Oui, mais à quelles conditions? L’écart de solde entre l’armée régulière et Wagner est de 1 à 10. Comment les militaires qui ne font pas partie de Wagner prendraient-ils une éventuelle différence de traitement? C’est dans l’intérêt du pouvoir russe de faire apparaître cette crise comme résolue. En réalité, rien n’est résolu.
Que va-t-il advenir de Wagner en Afrique?
On peut s’attendre à des conséquences pour Wagner en Afrique. Cela dit, c’est une organisation qui est devenue très importante et qui engrange des succès à l’étranger.
Les différentes organisations Wagner qui opèrent dans des pays africains disposent d’une autonomie importante avec la maison-mère. Ces opérations, à l’étranger, sont essentielles au moment où Poutine cherche à créer des liens et des soutiens à travers le monde.
Revenons-en à la situation en Ukraine: quelles sont les forces russes actuellement déployées sur le front ukrainien?
L’armée russe a doublé ses effectifs et dispose désormais de près de 400 000 militaires engagés contre l’Ukraine. Plusieurs mobilisations successives ont été décrétées, mais les nouvelles unités manquent de matériel, de cadres et sont formées à la hâte. Une loi votée l’an dernier permet d’envoyer des recrues sur le front après huit semaines de formation seulement.
Après l’acte de rébellion de Prigojine, les Ukrainiens peuvent-ils se dire que tout sera plus facile?
On n’a pas observé de mouvements significatifs sur le terrain ces dernières 48 heures. Les défenses russes sont toujours là.

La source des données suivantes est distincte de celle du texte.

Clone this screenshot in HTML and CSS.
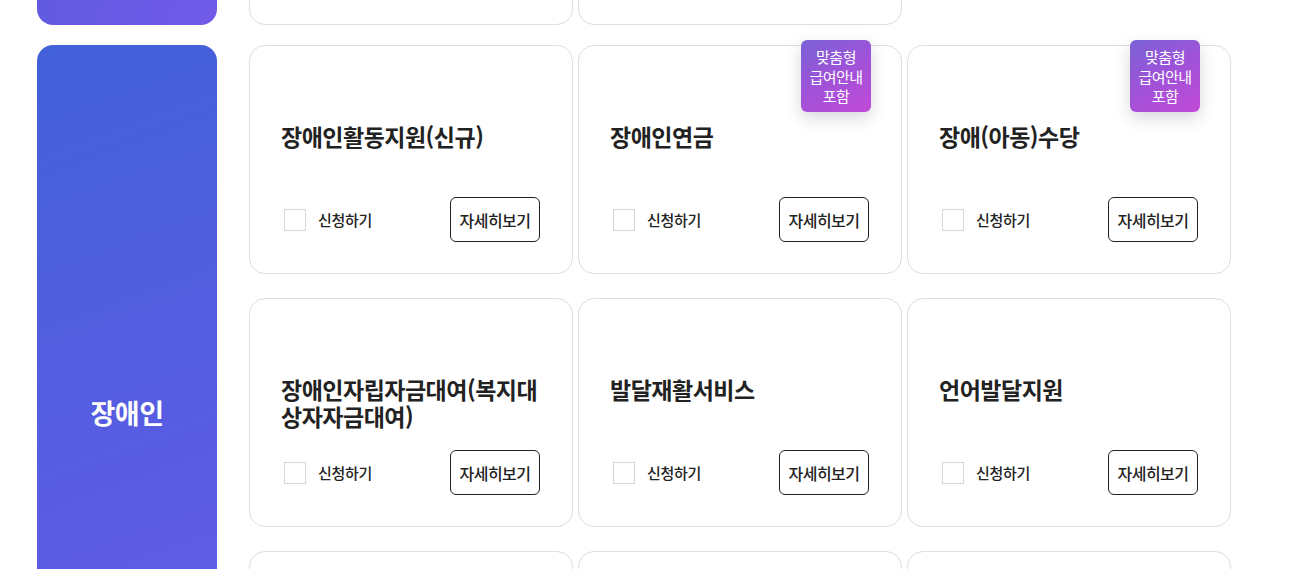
FILE: index.html
```html
<!DOCTYPE html>
<html lang="ko">
<head>
    <meta charset="UTF-8">
    <meta name="viewport" content="width=device-width, initial-scale=1.0">
    <title>복지서비스</title>
    <link rel="stylesheet" href="styles.css">
</head>
<body>

    <div class="service_list">

        <!-- 이전 그룹 (마지막 줄만 보임) -->
        <section class="group prev">
            <div class="group_side"></div>
            <ul class="cards">
                <li class="card"></li>
                <li class="card"></li>
            </ul>
        </section>

        <section class="group">
            <div class="group_side">
                <h2 class="group_name">장애인</h2>
            </div>
            <ul class="cards">
                <li class="card">
                    <h3 class="card_title">장애인활동지원(신규)</h3>
                    <div class="card_bottom">
                        <label class="apply"><input type="checkbox"><span>신청하기</span></label>
                        <a href="#" class="btn_more">자세히보기</a>
                    </div>
                </li>
                <li class="card">
                    <span class="badge">맞춤형<br>급여안내<br>포함</span>
                    <h3 class="card_title">장애인연금</h3>
                    <div class="card_bottom">
                        <label class="apply"><input type="checkbox"><span>신청하기</span></label>
                        <a href="#" class="btn_more">자세히보기</a>
                    </div>
                </li>
                <li class="card">
                    <span class="badge">맞춤형<br>급여안내<br>포함</span>
                    <h3 class="card_title">장애(아동)수당</h3>
                    <div class="card_bottom">
                        <label class="apply"><input type="checkbox"><span>신청하기</span></label>
                        <a href="#" class="btn_more">자세히보기</a>
                    </div>
                </li>
                <li class="card">
                    <h3 class="card_title">장애인자립자금대여(복지대상자자금대여)</h3>
                    <div class="card_bottom">
                        <label class="apply"><input type="checkbox"><span>신청하기</span></label>
                        <a href="#" class="btn_more">자세히보기</a>
                    </div>
                </li>
                <li class="card">
                    <h3 class="card_title">발달재활서비스</h3>
                    <div class="card_bottom">
                        <label class="apply"><input type="checkbox"><span>신청하기</span></label>
                        <a href="#" class="btn_more">자세히보기</a>
                    </div>
                </li>
                <li class="card">
                    <h3 class="card_title">언어발달지원</h3>
                    <div class="card_bottom">
                        <label class="apply"><input type="checkbox"><span>신청하기</span></label>
                        <a href="#" class="btn_more">자세히보기</a>
                    </div>
                </li>
                <li class="card"></li>
                <li class="card"></li>
                <li class="card"></li>
            </ul>
        </section>

    </div>

</body>
</html>
```

FILE: styles.css
```css
* {
    padding: 0;
    margin: 0;
    box-sizing: border-box;
    font-family: 'Noto Sans CJK KR', 'Noto Sans', sans-serif;
    color: #222;
}
ul, ol {
    list-style-type: none;
}
a {
    text-decoration: none;
}
body {
    background: #fff;
    overflow: hidden;
}
.service_list {
    margin-top: -204px;
    padding-left: 37px;
}
.group {
    display: flex;
    gap: 32px;
}
.group + .group {
    margin-top: 20px;
}
.group_side {
    display: flex;
    align-items: center;
    justify-content: center;
    width: 180px;
    flex-shrink: 0;
    border-radius: 16px;
    background: linear-gradient(160deg, #4261d8 0%, #5a5ce3 60%, #6e5be9 100%);
}
.prev .group_side {
    background: linear-gradient(100deg, #5f5ae0 0%, #715be9 100%);
}
.group_name {
    font-size: 27px;
    font-weight: 700;
    color: #fff;
    letter-spacing: -0.5px;
}
.cards {
    display: grid;
    grid-template-columns: repeat(3, 324px);
    column-gap: 5px;
    row-gap: 24px;
}
.card {
    position: relative;
    display: flex;
    flex-direction: column;
    height: 229px;
    padding: 77px 31px 31px 31px;
    border: 1px solid #dedede;
    border-radius: 16px;
    background: #fff;
}
.card_title {
    font-size: 23px;
    font-weight: 700;
    line-height: 27px;
    letter-spacing: -0.5px;
    color: #222;
    word-break: break-all;
}
.card_bottom {
    display: flex;
    align-items: center;
    justify-content: space-between;
    margin-top: auto;
}
.apply {
    display: flex;
    align-items: center;
    gap: 12px;
    padding-left: 3px;
    font-size: 15px;
    cursor: pointer;
}
.apply input {
    appearance: none;
    width: 22px;
    height: 22px;
    border: 1px solid #d3d6da;
    background: #fff;
}
.apply span {
    font-size: 15px;
    font-weight: 500;
    letter-spacing: -0.3px;
}
.btn_more {
    display: flex;
    align-items: center;
    justify-content: center;
    width: 90px;
    height: 45px;
    margin-right: 1px;
    border: 1px solid #222;
    border-radius: 6px;
    font-size: 16px;
    font-weight: 500;
    letter-spacing: -0.5px;
}
.badge {
    position: absolute;
    top: -6px;
    right: 30px;
    width: 70px;
    height: 72px;
    padding-top: 7px;
    border-radius: 6px;
    background: linear-gradient(150deg, #7a62d6 0%, #a052d8 50%, #c24ad8 100%);
    box-shadow: 0 6px 16px rgba(60, 60, 90, 0.2);
    font-size: 15px;
    line-height: 19.5px;
    text-align: center;
    color: #fff;
    letter-spacing: -0.5px;
}
```
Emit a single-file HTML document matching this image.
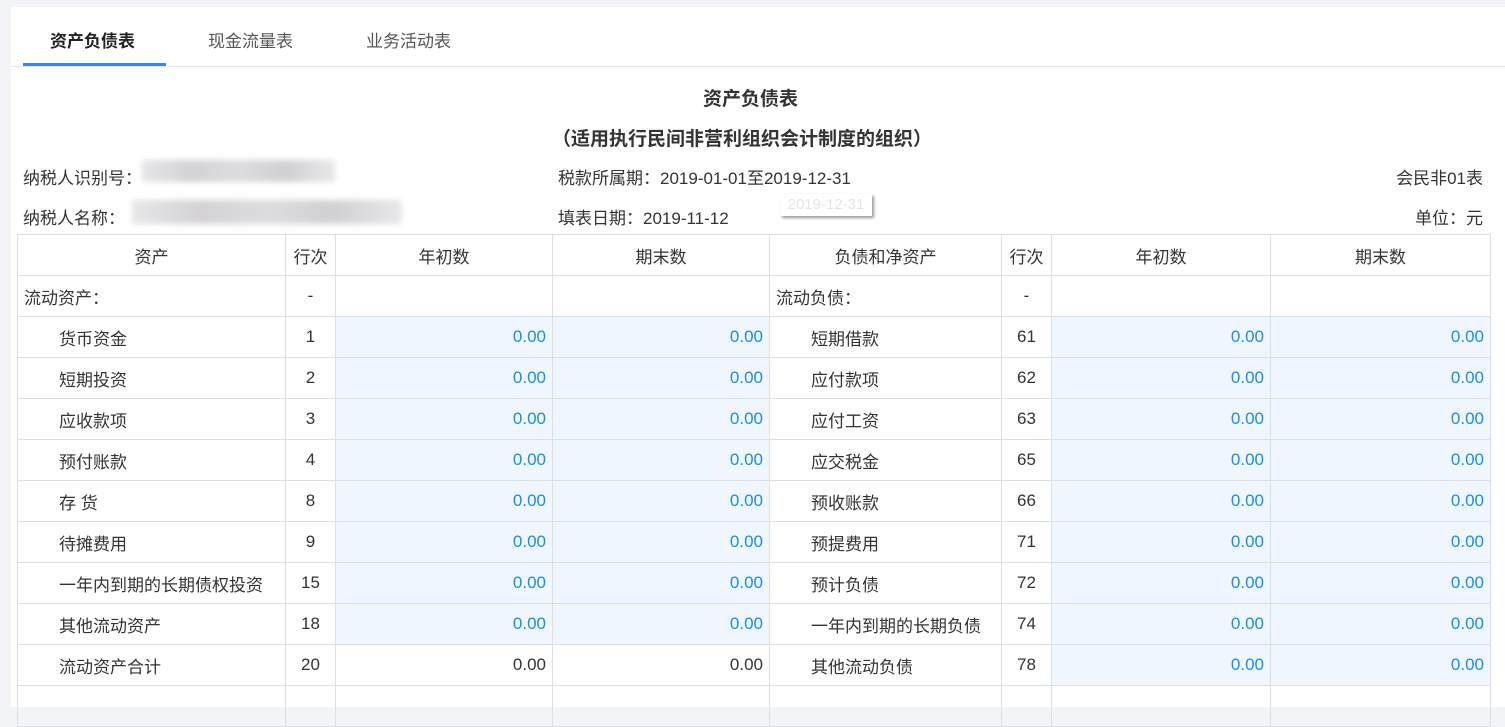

Le risque principal, côté russe, et qui pourrait être une opportunité pour l’Ukraine, c’est qu’il y ait une contagion dans la troupe d’un esprit de sédition, de subversion, de révolte, pour toutes sortes de motifs: le manque de munitions, un commandement défaillant, une hiérarchie à côté des réalités, les mensonges des généraux, l’entêtement à prendre des positions qui n’ont pas d’intérêt, le manque de sens, etc. Le discours de Prigojine est, au sens politique, un discours populiste et qui peut donc séduire une partie au moins des troupes et de la population.